--- Start Data provided ---

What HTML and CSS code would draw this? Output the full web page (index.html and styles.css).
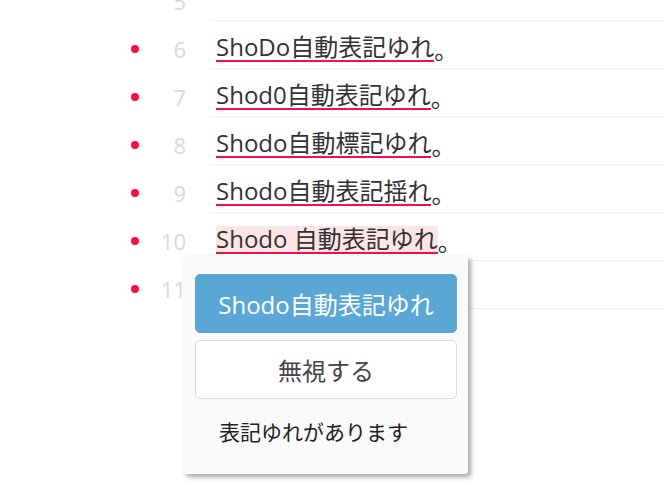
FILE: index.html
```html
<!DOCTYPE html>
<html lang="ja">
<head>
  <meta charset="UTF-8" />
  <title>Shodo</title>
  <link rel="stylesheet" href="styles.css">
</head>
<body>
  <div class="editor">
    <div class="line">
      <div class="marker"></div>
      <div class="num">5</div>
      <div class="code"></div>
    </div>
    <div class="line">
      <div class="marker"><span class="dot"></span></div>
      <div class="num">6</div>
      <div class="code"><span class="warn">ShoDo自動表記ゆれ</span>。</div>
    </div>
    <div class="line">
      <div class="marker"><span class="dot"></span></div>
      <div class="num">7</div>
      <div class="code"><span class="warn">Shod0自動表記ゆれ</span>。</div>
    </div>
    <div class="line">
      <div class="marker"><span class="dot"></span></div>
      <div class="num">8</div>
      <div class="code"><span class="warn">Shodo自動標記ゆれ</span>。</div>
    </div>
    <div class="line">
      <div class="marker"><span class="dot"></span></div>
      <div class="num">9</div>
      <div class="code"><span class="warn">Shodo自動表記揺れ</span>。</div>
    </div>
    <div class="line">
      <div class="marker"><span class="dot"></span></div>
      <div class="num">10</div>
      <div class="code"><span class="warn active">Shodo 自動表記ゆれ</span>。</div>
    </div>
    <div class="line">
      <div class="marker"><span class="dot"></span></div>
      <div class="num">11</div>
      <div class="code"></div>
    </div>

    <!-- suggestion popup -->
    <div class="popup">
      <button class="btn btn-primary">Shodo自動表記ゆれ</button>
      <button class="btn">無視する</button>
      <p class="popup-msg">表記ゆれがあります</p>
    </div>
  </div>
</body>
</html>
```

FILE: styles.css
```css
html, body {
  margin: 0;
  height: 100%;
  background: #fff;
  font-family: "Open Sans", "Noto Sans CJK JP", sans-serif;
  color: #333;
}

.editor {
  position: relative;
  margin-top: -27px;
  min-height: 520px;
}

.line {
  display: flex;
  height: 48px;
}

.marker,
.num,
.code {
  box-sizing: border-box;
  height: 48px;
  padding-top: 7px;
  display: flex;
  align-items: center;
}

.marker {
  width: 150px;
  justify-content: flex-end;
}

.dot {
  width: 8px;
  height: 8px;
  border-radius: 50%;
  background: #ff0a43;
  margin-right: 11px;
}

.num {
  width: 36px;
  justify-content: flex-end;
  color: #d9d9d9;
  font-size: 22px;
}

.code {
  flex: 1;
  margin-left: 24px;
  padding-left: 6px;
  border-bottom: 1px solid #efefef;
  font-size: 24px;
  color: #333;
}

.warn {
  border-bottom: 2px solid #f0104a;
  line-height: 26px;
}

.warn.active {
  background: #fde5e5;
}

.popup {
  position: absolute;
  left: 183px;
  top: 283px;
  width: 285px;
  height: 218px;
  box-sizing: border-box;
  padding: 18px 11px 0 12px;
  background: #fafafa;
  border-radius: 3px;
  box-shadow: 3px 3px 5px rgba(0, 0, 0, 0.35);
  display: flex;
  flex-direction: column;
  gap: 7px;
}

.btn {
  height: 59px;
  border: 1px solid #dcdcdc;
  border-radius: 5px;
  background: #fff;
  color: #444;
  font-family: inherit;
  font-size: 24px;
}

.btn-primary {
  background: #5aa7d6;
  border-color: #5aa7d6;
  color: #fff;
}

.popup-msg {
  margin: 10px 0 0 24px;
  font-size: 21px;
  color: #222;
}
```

--- End Data provided ---
--- Start Data provided ---

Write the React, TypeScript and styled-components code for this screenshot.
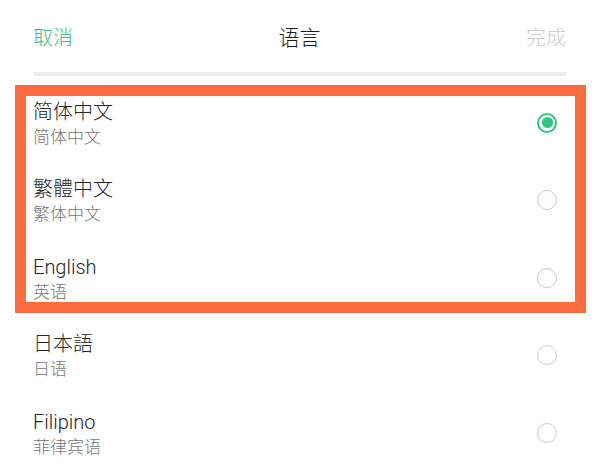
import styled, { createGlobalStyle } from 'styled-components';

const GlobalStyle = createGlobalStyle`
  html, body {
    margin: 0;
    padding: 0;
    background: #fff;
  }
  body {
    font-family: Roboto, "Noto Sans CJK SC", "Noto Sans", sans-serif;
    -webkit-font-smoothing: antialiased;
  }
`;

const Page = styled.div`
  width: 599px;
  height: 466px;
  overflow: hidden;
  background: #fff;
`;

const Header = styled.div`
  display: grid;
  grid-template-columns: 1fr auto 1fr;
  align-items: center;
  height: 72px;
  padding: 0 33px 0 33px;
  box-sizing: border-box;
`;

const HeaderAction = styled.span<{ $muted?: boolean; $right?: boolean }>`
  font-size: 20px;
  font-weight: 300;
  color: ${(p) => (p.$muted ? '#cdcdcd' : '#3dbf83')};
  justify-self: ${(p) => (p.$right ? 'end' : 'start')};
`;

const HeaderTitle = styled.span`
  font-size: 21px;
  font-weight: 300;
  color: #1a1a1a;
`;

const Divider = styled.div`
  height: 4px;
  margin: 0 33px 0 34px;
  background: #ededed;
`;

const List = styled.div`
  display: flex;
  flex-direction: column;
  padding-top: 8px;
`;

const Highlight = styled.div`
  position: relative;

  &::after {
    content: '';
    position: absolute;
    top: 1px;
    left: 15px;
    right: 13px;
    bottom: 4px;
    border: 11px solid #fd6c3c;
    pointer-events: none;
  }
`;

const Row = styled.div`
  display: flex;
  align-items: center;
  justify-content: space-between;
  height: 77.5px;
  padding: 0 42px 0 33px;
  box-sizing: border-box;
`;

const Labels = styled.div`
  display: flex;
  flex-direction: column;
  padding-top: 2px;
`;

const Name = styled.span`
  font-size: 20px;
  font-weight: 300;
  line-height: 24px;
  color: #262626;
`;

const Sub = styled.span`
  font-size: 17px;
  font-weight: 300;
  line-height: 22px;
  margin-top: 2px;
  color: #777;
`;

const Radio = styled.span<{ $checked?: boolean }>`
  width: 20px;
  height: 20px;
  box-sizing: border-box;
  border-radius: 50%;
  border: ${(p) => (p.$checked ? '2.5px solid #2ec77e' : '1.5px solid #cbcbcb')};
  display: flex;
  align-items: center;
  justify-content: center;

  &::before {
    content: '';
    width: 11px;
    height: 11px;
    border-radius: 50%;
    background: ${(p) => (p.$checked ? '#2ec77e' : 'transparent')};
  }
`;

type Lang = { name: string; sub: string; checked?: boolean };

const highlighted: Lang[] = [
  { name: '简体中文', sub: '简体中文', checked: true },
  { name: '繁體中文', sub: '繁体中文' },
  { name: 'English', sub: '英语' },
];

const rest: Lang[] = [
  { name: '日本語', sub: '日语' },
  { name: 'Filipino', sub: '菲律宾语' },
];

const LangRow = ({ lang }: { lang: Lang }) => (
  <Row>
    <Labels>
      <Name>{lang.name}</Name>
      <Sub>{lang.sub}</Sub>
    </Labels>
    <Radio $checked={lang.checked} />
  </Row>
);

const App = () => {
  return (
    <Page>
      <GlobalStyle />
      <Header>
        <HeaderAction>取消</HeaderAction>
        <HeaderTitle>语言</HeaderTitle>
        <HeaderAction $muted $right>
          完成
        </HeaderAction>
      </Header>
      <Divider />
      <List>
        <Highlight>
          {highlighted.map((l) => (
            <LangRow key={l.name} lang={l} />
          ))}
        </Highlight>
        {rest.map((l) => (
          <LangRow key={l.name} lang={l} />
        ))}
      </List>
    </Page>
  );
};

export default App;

--- End Data provided ---

Goal of the exercise: Which lines of the data above contain "this"? Copy each one.

Response:
What HTML and CSS code would draw this? Output the full web page (index.html and styles.css).
Write the React, TypeScript and styled-components code for this screenshot.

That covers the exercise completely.